Les deux poèmes symphoniques choisis pour compléter le programme est heureux puisqu’ils nous présentent Sibelius sous d’autres jours. On quitte le domaine de la virtuosité, tantôt pour l’étrange beauté symboliste avec Le Barde, tantôt pour la narration musicale d’une légende aux climats contrastants avec La Nymphe des bois.
Étrange beauté en effet chez l’un des plus courts poèmes symphoniques non cycliques de Sibelius (8 min.). Ainsi, dans Le Barde, des arpèges égrenés par-ci par-là par la harpe se font l’écho d’un univers mythique tandis que l’orchestre nous suggère sur un ton élégiaque le souvenir d’un monde désormais accessible que dans le rêve, trait caractéristique de l’esthétique symboliste. Vers la fin, une très courte section (Largamente) rompt la tranquillité onirique pour atteindre une brusque éclaircie majestueuse qui se dissout tout aussi rapidement. Harpe et orchestre nous ramènent alors dans l’immémoriale douceur. L’interprétation de l’orchestre est magnifique.

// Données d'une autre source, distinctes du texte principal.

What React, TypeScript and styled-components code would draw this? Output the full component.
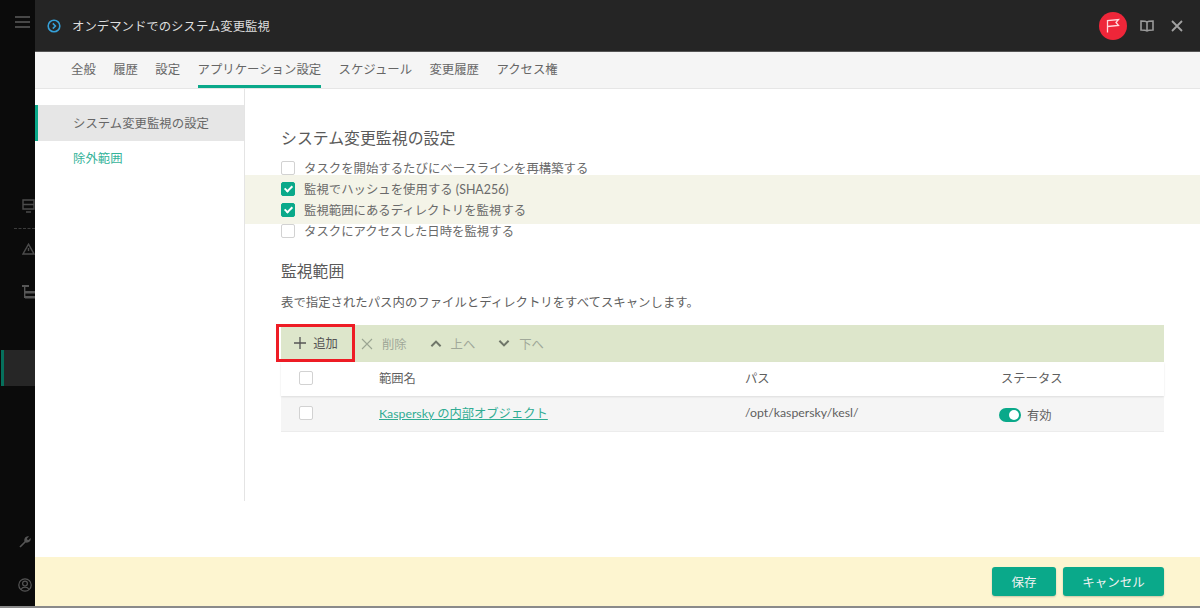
import styled, { createGlobalStyle } from 'styled-components';

const GlobalStyle = createGlobalStyle`
  html, body { margin: 0; padding: 0; height: 100%; background: #fff; overflow: hidden; }
  body { font-family: "Lato", "Noto Sans CJK JP", sans-serif; font-size: 12.4px; color: #5f5f5f; }
  #root { height: 100%; }
`;

const tabs = ['全般', '履歴', '設定', 'アプリケーション設定', 'スケジュール', '変更履歴', 'アクセス権'];

const options = [
  { label: 'タスクを開始するたびにベースラインを再構築する', on: false },
  { label: '監視でハッシュを使用する (SHA256)', on: true },
  { label: '監視範囲にあるディレクトリを監視する', on: true },
  { label: 'タスクにアクセスした日時を監視する', on: false },
];

const App = () => {
  return (
    <Shell>
      <GlobalStyle />
      <Rail>
        <RailIcon top={15} left={15}>
          <svg width="15" height="14" viewBox="0 0 15 14" fill="none" stroke="#5c5c5c" strokeWidth="1.5">
            <path d="M0 2h15M0 7h15M0 12h15" />
          </svg>
        </RailIcon>
        <RailIcon top={170} left={22}>
          <svg width="13" height="14" viewBox="0 0 13 14" fill="none" stroke="#4c4c4c" strokeWidth="1.4">
            <path d="M1 1h11v9H1zM1 5.500h11M4 13h5" />
          </svg>
        </RailIcon>
        <RailDivider />
        <RailIcon top={14} left={22}>
          <svg width="13" height="12" viewBox="0 0 13 12" fill="none" stroke="#4c4c4c" strokeWidth="1.4">
            <path d="M6.500 1.200 12 11H1zM6.500 5v3" />
          </svg>
        </RailIcon>
        <RailIcon top={30} left={22}>
          <svg width="13" height="14" viewBox="0 0 13 14" fill="#565656">
            <path d="M0 0h7v2H0zM2 2h1.400v11H2zM3 6h10v2.400H3zM3 11h10v2.400H3z" />
          </svg>
        </RailIcon>
        <RailActive />
        <RailSpacer />
        <RailIcon top={0} left={19}>
          <svg width="12" height="12" viewBox="0 0 12 12" fill="#555">
            <path d="M1.600 11.600.4 10.400l5-5C5 3.600 5.500 2 6.800 1 7.800.3 9 .1 10 .5L8 2.500 8.300 3.700 9.500 4 11.500 2c.4 1 .2 2.200-.6 3.200-1 1.200-2.600 1.700-4.300 1.300z" />
          </svg>
        </RailIcon>
        <RailIcon top={30} left={18}>
          <svg width="14" height="14" viewBox="0 0 14 14" fill="none" stroke="#555" strokeWidth="1.200">
            <circle cx="7" cy="7" r="6.200" />
            <circle cx="7" cy="5.600" r="2.400" />
            <path d="M2.900 11.500C3.800 9.800 5.200 9.200 7 9.200s3.200.6 4.100 2.300" />
          </svg>
        </RailIcon>
      </Rail>
      <Panel>
        <Header>
          <svg width="14" height="14" viewBox="0 0 14 14" fill="none" stroke="#35a0d8" strokeWidth="1.600">
            <circle cx="7" cy="7" r="5.800" />
            <path d="M5.800 4.400 8.400 7 5.800 9.600" />
          </svg>
          <HeaderTitle>オンデマンドでのシステム変更監視</HeaderTitle>
          <HeaderActions>
            <FlagBadge>
              <svg width="14" height="15" viewBox="0 0 14 15" fill="none" stroke="#ffd9dd" strokeWidth="1.300">
                <path d="M1.500 14.500V2.500L12.500 1.500 10 4.500l2.500 3-11 1" />
              </svg>
            </FlagBadge>
            <BookIcon>
              <svg width="14" height="12" viewBox="0 0 14 12" fill="none" stroke="#9a9a9a" strokeWidth="1.600">
                <path d="M7 2.200C6 1.200 4 1 1 1v9c3 0 5 .2 6 1 1-.8 3-1 6-1V1C10 1 8 1.200 7 2.200zM7 2.200V11" />
              </svg>
            </BookIcon>
            <svg width="12" height="12" viewBox="0 0 12 12" fill="none" stroke="#a2a2a2" strokeWidth="1.800">
              <path d="M1 1l10 10M11 1 1 11" />
            </svg>
          </HeaderActions>
        </Header>
        <TabBar>
          {tabs.map((tab) => (
            <Tab key={tab} active={tab === 'アプリケーション設定'}>{tab}</Tab>
          ))}
        </TabBar>
        <Body>
          <SideNav>
            <SideItem active>システム変更監視の設定</SideItem>
            <SideItem>除外範囲</SideItem>
          </SideNav>
          <Main>
            <SectionTitle>システム変更監視の設定</SectionTitle>
            <OptionList>
              <OptionRow>
                <Check />
                <span>{options[0].label}</span>
              </OptionRow>
              <OptionBand>
                {options.slice(1, 3).map((option) => (
                  <OptionRow key={option.label}>
                    <Check checked={option.on} />
                    <span>{option.label}</span>
                  </OptionRow>
                ))}
              </OptionBand>
              <OptionRow>
                <Check />
                <span>{options[3].label}</span>
              </OptionRow>
            </OptionList>
            <ScopeTitle>監視範囲</ScopeTitle>
            <Description>表で指定されたパス内のファイルとディレクトリをすべてスキャンします。</Description>
            <Toolbar>
              <AddButton>
                <svg width="14" height="14" viewBox="0 0 14 14" fill="none" stroke="#555" strokeWidth="1.300">
                  <path d="M7 1v12M1 7h12" />
                </svg>
                追加
              </AddButton>
              <ToolButton>
                <svg width="12" height="12" viewBox="0 0 12 12" fill="none" stroke="#9ba592" strokeWidth="1.100">
                  <path d="M1 1l10 10M11 1 1 11" />
                </svg>
                削除
              </ToolButton>
              <ToolButton>
                <svg width="12" height="9" viewBox="0 0 13 9" fill="none" stroke="#6f7669" strokeWidth="2.200">
                  <path d="M1.500 7.500 6.500 2.500l5 5" />
                </svg>
                上へ
              </ToolButton>
              <ToolButton>
                <svg width="12" height="9" viewBox="0 0 13 9" fill="none" stroke="#6f7669" strokeWidth="2.200">
                  <path d="M1.500 1.500 6.500 6.500l5-5" />
                </svg>
                下へ
              </ToolButton>
            </Toolbar>
            <Table>
              <HeadRow>
                <CheckCell><Check /></CheckCell>
                <span>範囲名</span>
                <span>パス</span>
                <span>ステータス</span>
              </HeadRow>
              <BodyRow>
                <CheckCell><Check /></CheckCell>
                <ScopeLink>Kaspersky の内部オブジェクト</ScopeLink>
                <span>/opt/kaspersky/kesl/</span>
                <Status>
                  <Toggle />
                  有効
                </Status>
              </BodyRow>
            </Table>
          </Main>
        </Body>
        <Footer>
          <PrimaryButton wide={false}>保存</PrimaryButton>
          <PrimaryButton wide>キャンセル</PrimaryButton>
        </Footer>
      </Panel>
    </Shell>
  );
};

export default App;

const Shell = styled.div`
  display: flex;
  height: 608px;
  width: 1200px;
  border-bottom: 2px solid #8a8a8a;
  box-sizing: border-box;
`;

const Rail = styled.aside`
  width: 35px;
  flex: none;
  background: #0b0b0b;
  display: flex;
  flex-direction: column;
  overflow: hidden;
  padding-bottom: 14px;
  box-sizing: border-box;
`;

const RailIcon = styled.div<{ top: number; left: number }>`
  margin-top: ${({ top }) => top}px;
  margin-left: ${({ left }) => left}px;
  display: flex;
  line-height: 0;
`;

const RailDivider = styled.div`
  margin: 15px 0 0 14px;
  border-top: 1px dashed #3c3c3c;
`;

const RailActive = styled.div`
  margin-top: 51px;
  height: 36px;
  background: #262626;
  border-left: 3px solid #06705c;
  margin-left: 1px;
`;

const RailSpacer = styled.div`
  flex: 1;
`;

const Panel = styled.div`
  flex: 1;
  min-width: 0;
  display: flex;
  flex-direction: column;
`;

const Header = styled.header`
  height: 52px;
  flex: none;
  background: #252525;
  border-bottom: 1px solid #555;
  box-sizing: border-box;
  display: flex;
  align-items: center;
  padding: 0 17px 0 12px;
`;

const HeaderTitle = styled.h1`
  margin: 0 0 0 11px;
  font-size: 12.4px;
  font-weight: 400;
  color: #dedede;
`;

const HeaderActions = styled.div`
  margin-left: auto;
  display: flex;
  align-items: center;
  gap: 17px;
`;

const FlagBadge = styled.div`
  width: 28px;
  height: 28px;
  border-radius: 50%;
  background: #ee2639;
  display: flex;
  align-items: center;
  justify-content: center;
`;

const BookIcon = styled.span`
  display: flex;
  margin-left: -4px;
`;

const TabBar = styled.nav`
  height: 37px;
  flex: none;
  background: #f5f5f5;
  border-bottom: 1px solid #e6e6e6;
  box-sizing: border-box;
  display: flex;
  gap: 17.400px;
  padding-left: 36px;
`;

const Tab = styled.div<{ active?: boolean }>`
  display: flex;
  align-items: center;
  height: 36px;
  box-sizing: border-box;
  padding-top: 1px;
  color: #666;
  border-bottom: 3px solid ${({ active }) => (active ? '#0aa98a' : 'transparent')};
`;

const Body = styled.div`
  flex: 1;
  min-height: 0;
  display: flex;
  align-items: flex-start;
`;

const SideNav = styled.div`
  width: 210px;
  height: 412px;
  flex: none;
  box-sizing: border-box;
  padding-top: 16px;
  border-right: 1px solid #e4e4e4;
`;

const SideItem = styled.div<{ active?: boolean }>`
  height: ${({ active }) => (active ? '36px' : '33px')};
  box-sizing: border-box;
  display: flex;
  align-items: center;
  padding-left: ${({ active }) => (active ? '35px' : '38px')};
  background: ${({ active }) => (active ? '#e6e6e6' : 'transparent')};
  border-left: ${({ active }) => (active ? '3px solid #0aa98a' : 'none')};
  color: ${({ active }) => (active ? '#666' : '#35b39a')};
`;

const Main = styled.main`
  flex: 1;
  min-width: 0;
  padding: 36px 36px 0;
`;

const SectionTitle = styled.h2`
  margin: 0;
  height: 26px;
  line-height: 26px;
  font-size: 15.900px;
  font-weight: 400;
  color: #5a5a5a;
`;

const OptionList = styled.div`
  margin-top: 6px;
`;

const OptionBand = styled.div`
  margin: -3.500px -36px;
  padding: 0 36px;
  background: #f4f4e8;
  height: 49px;
  display: flex;
  flex-direction: column;
  justify-content: center;
`;

const OptionRow = styled.div`
  height: 21px;
  display: flex;
  align-items: center;
  gap: 9px;
  color: #6a6a6a;
`;

const Check = styled.span<{ checked?: boolean }>`
  width: 14px;
  height: 14px;
  flex: none;
  border-radius: 2px;
  box-sizing: border-box;
  border: 1.5px solid ${({ checked }) => (checked ? '#0aa98a' : '#d2d2d2')};
  background: ${({ checked }) => (checked ? '#0aa98a' : '#fff')};
  position: relative;
  &::after {
    content: '';
    display: ${({ checked }) => (checked ? 'block' : 'none')};
    position: absolute;
    left: 3.500px;
    top: 1px;
    width: 3px;
    height: 6px;
    border: solid #fff;
    border-width: 0 2px 2px 0;
    transform: rotate(45deg);
  }
`;

const ScopeTitle = styled.h3`
  margin: 18px 0 0;
  height: 24px;
  line-height: 24px;
  font-size: 15.800px;
  font-weight: 400;
  color: #5a5a5a;
`;

const Description = styled.p`
  margin: 10px 0 0;
  height: 20px;
  line-height: 20px;
  color: #5f5f5f;
  font-size: 12.400px;
`;

const Toolbar = styled.div`
  margin: 12px 0 0;
  height: 37px;
  background: #dde6cb;
  display: flex;
  align-items: center;
  font-size: 12.300px;
`;

const AddButton = styled.div`
  margin: -1px 0 0 -5px;
  width: 79px;
  height: 38px;
  box-sizing: border-box;
  border: 3px solid #ee1c25;
  display: flex;
  align-items: center;
  justify-content: center;
  gap: 6px;
  color: #555;
`;

const ToolButton = styled.div`
  margin-left: 6px;
  padding: 0 8px 0 0;
  display: flex;
  align-items: center;
  gap: 9px;
  color: #a0a899;
  & + & {
    margin-left: 15px;
  }
`;

const Table = styled.div`
  font-size: 12.300px;
`;

const HeadRow = styled.div`
  height: 34px;
  padding-bottom: 2px;
  box-sizing: border-box;
  display: grid;
  grid-template-columns: 98px 366px 256px 1fr;
  align-items: center;
  background: #fff;
  box-shadow: 0 1px 2px rgba(0, 0, 0, 0.1);
  position: relative;
  color: #5f5f5f;
`;

const BodyRow = styled.div`
  height: 36px;
  padding-bottom: 2px;
  display: grid;
  grid-template-columns: 98px 366px 256px 1fr;
  align-items: center;
  background: #f5f5f5;
  border-bottom: 1px solid #ececec;
  box-sizing: border-box;
`;

const CheckCell = styled.div`
  padding-left: 18px;
  display: flex;
`;

const ScopeLink = styled.a`
  color: #30ac93;
  text-decoration: underline;
`;

const Status = styled.div`
  display: flex;
  align-items: center;
  gap: 6px;
  padding-top: 4px;
  margin-left: -2px;
`;

const Toggle = styled.span`
  width: 22px;
  height: 14px;
  border-radius: 7px;
  background: #0aa98a;
  position: relative;
  &::after {
    content: '';
    position: absolute;
    right: 2px;
    top: 2px;
    width: 10px;
    height: 10px;
    border-radius: 50%;
    background: #fff;
  }
`;

const Footer = styled.footer`
  height: 49px;
  flex: none;
  background: #fdf5d0;
  display: flex;
  align-items: center;
  justify-content: flex-end;
  gap: 7px;
  padding-right: 36px;
`;

const PrimaryButton = styled.button<{ wide: boolean }>`
  width: ${({ wide }) => (wide ? '101px' : '64px')};
  height: 29px;
  border: none;
  border-radius: 3px;
  background: #0aa98a;
  box-shadow: 0 1px 2px rgba(0, 0, 0, 0.2);
  color: #f2f2f2;
  font: inherit;
  font-size: 12.500px;
`;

La Nymphe des bois, d’une durée nettement plus substantielle (24 min.), est sous-titrée « Ballade pour orchestre », genre que l’on doit rapprocher de la tradition littéraire germanique. L’œuvre est en quatre parties très bien découpées. Dans la première (Alla marcia), le héros va son chemin, sûr et fier de sa personne. Dans la seconde (Vivace assai / Molto vivace), des gnomes malfaisants lui tendent patiemment une embuscade dans la forêt. Le climat de tension progressivement élaboré prend l’allure d’un thriller soutenu. Marc Vignal, dans sa biographie sur le compositeur, nous dit de ce passage : « … un tour de force d’une originalité absolue, on a là du plus grand Sibelius. » Pour un instant, le héros se croit en mesure de se sortir du pétrin mais la nymphe lui apparaît. C’est alors que la troisième partie (Moderato) enchaîne avec une scène d’amour aux connotations sensuelles, une touche d’exotisme colorant pendant quelques mesures la séduction fatale pour le jeune homme. La quatrième partie (Molto lento) est une longue plainte d’une âme irrémédiablement prisonnière du joug d’une femme moralement cruelle, qui laisse périr sa victime dans une interminable désolation. J’ai rarement entendu une musique rendre si intensément le vertige du vide existentiel. Encore une fois, l’orchestre fait merveille.
Ainsi, ce disque propose un très bon portrait de l’univers sibélien. Quiconque veut se familiariser avec le personnage avant d’investir dans une intégrale, que seul le label Bis a entreprise sérieusement (il reste encore deux coffrets à paraître cette année d’une série de treize), sera bien servi avec cette version.